The clearest and most comprehensive statement ever made by the Executive Branch on the true meaning of the Second Amendment was recently released by the Justice Department. In a memorandum posted on their web site December 17, 2004, the Justice Department concludes without reservation that "the Second Amendment secures a personal right of individuals, not a collective right that may only be invoked by a State or a quasi-collective right restricted to persons serving in organized militia units."

The opinion does not address the constitutionality of particular laws placing limits on the possession, carrying, or use of firearms. It does note that certain classes of people (felons, those addicted to drugs or alcohol) can be prohibited from owning firearms and that certain types of firearms can be regulated.

This memo, for its excellent research, adds much to Second Amendment scholarship. But its major impact will be on the courts — and the Department itself.

The memo calls current judicial opinions an "unsettled legal landscape," where no theory holds firm. Stephen Halbrook, respected Second Amendment litigator and historian, says of the memorandum, "It is a highly credible message to the courts, for it exhibits a depth of understanding about the Second Amendment that few jurists have ever attained, and should be persuasive in future decisions."

The Department of Justice defends federal firearms laws. When it comes to interpreting the Second Amendment, it has flip-flopped. According to Mr. Halbrook, this monumental opinion "promises to keep the Department on the high road, for it is irrefutable in its analysis and its history." For gun owners now, and in the future, this is great news.

its about time​
Bush and Co. will turn that around. They are already talking about it. The (severly needing a ball bat upside the head) S.C.J. are talking about it being a federal standard and something the states can revoke if they would like. Wich will happen. One state at a time.
That is great that the DoJ is doing the Supreme Court's job of assert an individual right, it is great.
ShamMol said:
That is great that the DoJ is doing the Supreme Court's job of assert an individual right, it is great.
The DoJ is the first line of interpretation. It doesn't reach the Supremes (or any other court) until someone with standing makes the case that the DoJ interpretted things incorrectly.
See, I don't see them as interpretting anything. They can make policy up the wazoo, but they don't interpret the constitution, that is what judges are for. It goes, for me, District, Appellate, Supreme, Final Judgement (you know the thing that will never happen).

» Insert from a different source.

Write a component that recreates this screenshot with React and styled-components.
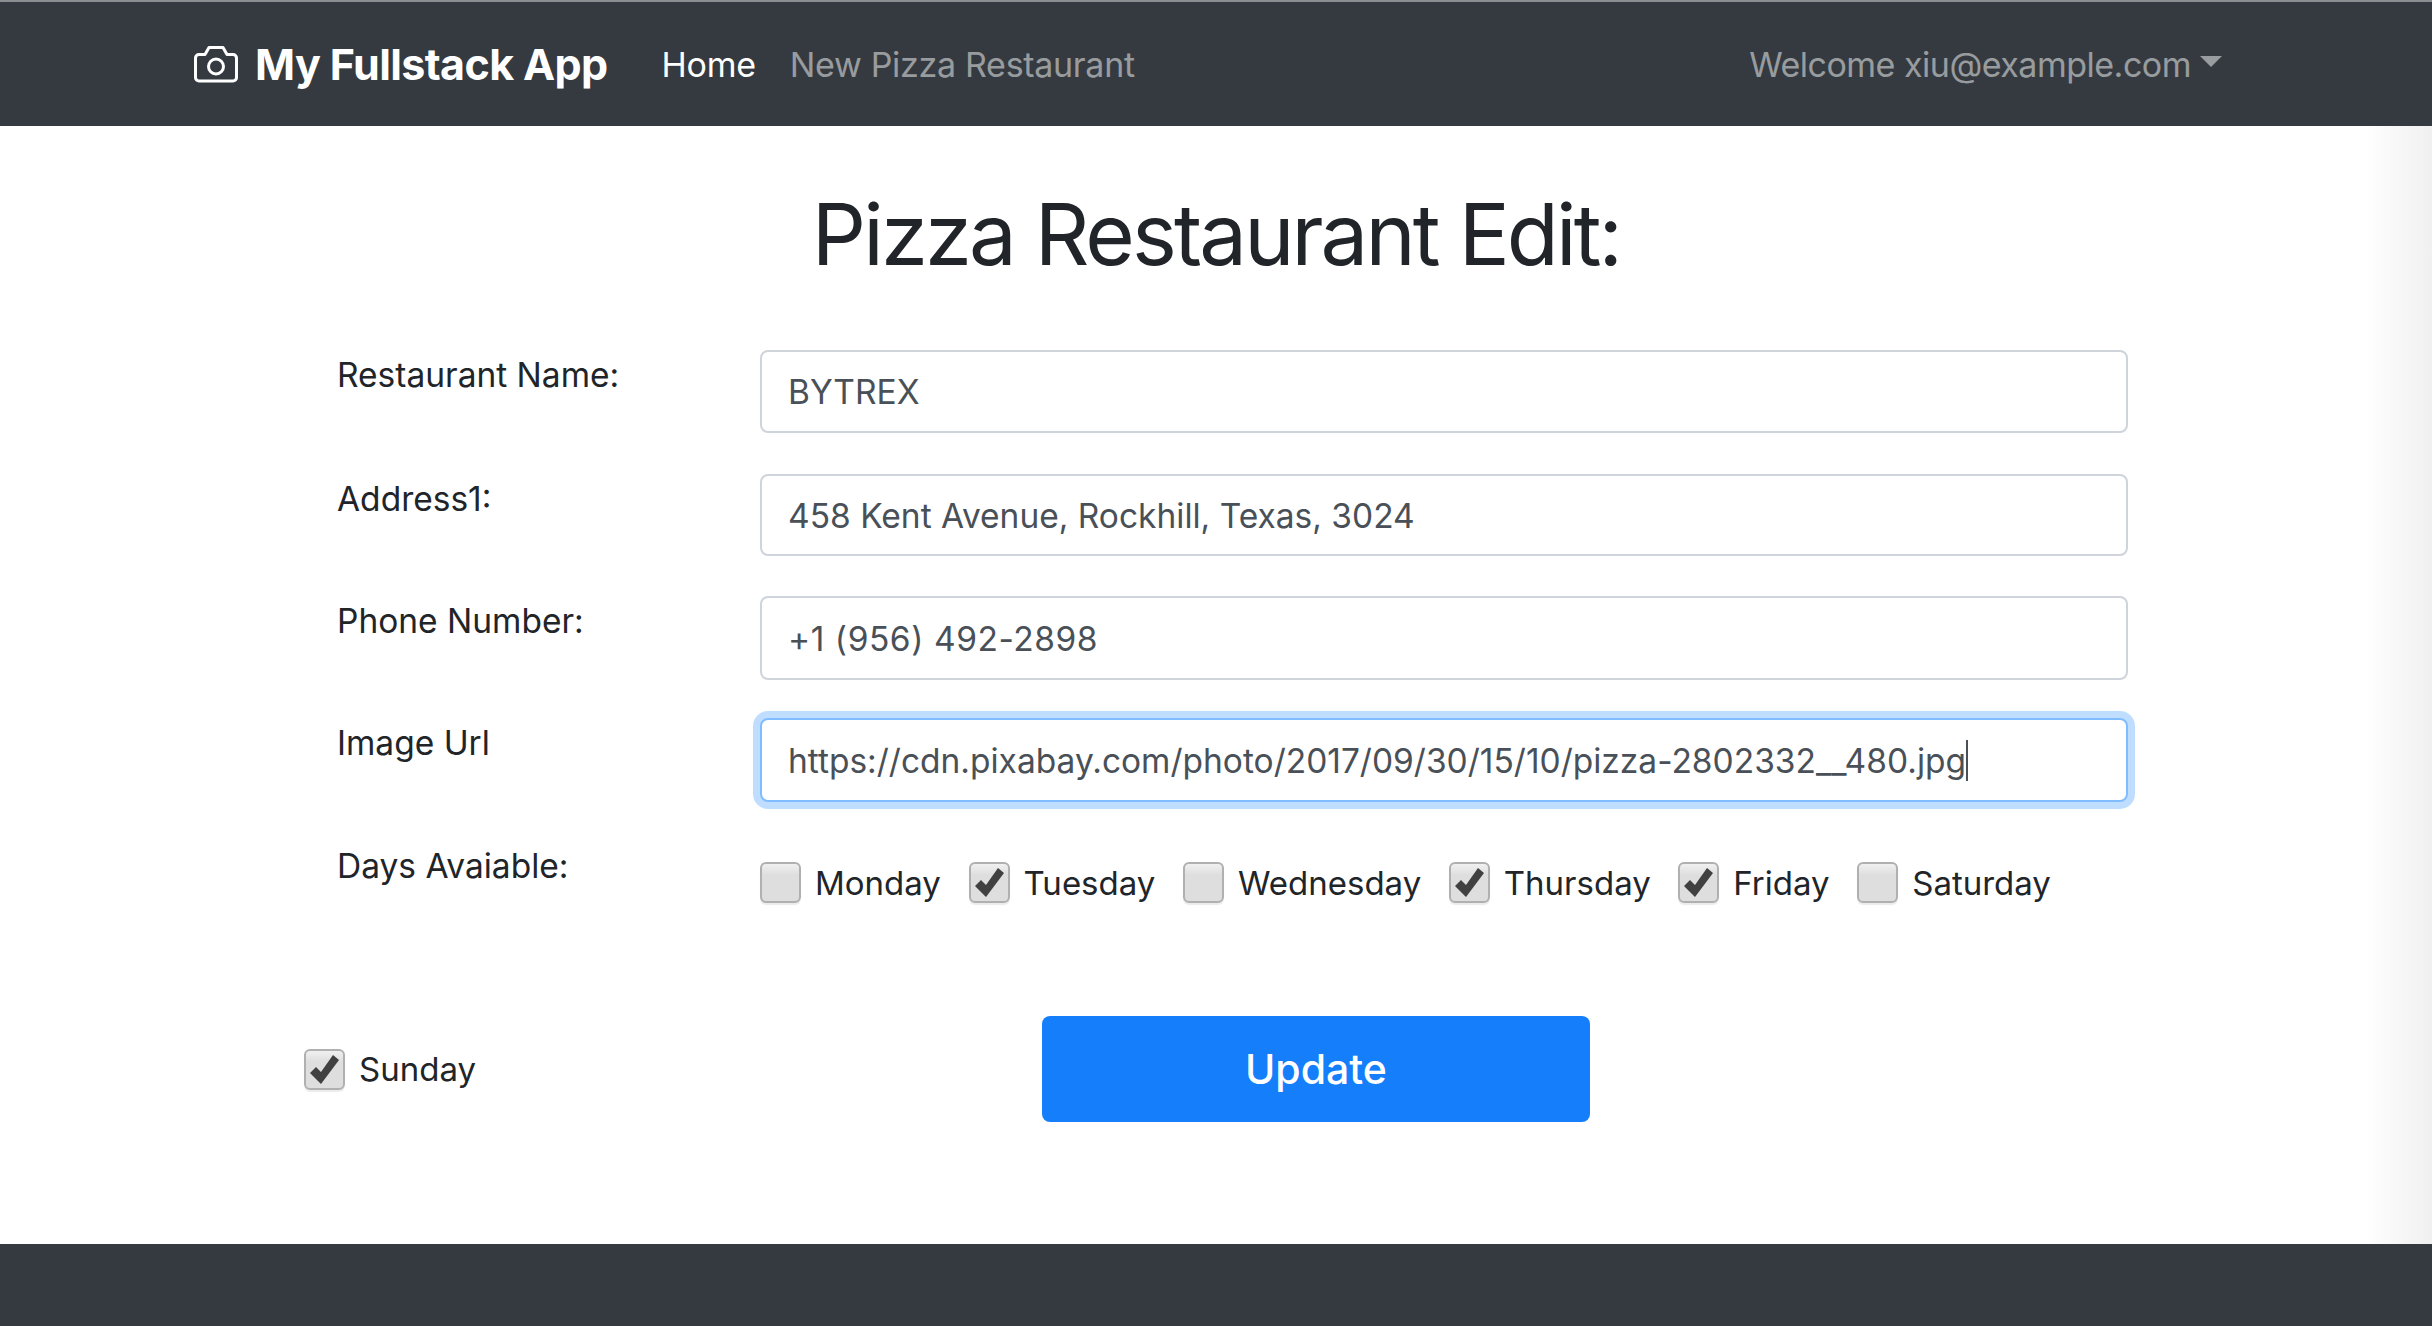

The DoJ can assert in court that it is my right, they can't just uniformally declare it.
Unfortunately the DOJ legal opinion is not binding precedent for any of the courts to follow. Nor will it likely affect the overzealous ATF in their relentless persecution of gun owners.
Exactly, they can say anything they want, but then they have to still hold it up before a justice of the peace when it comes time to prove themselves right.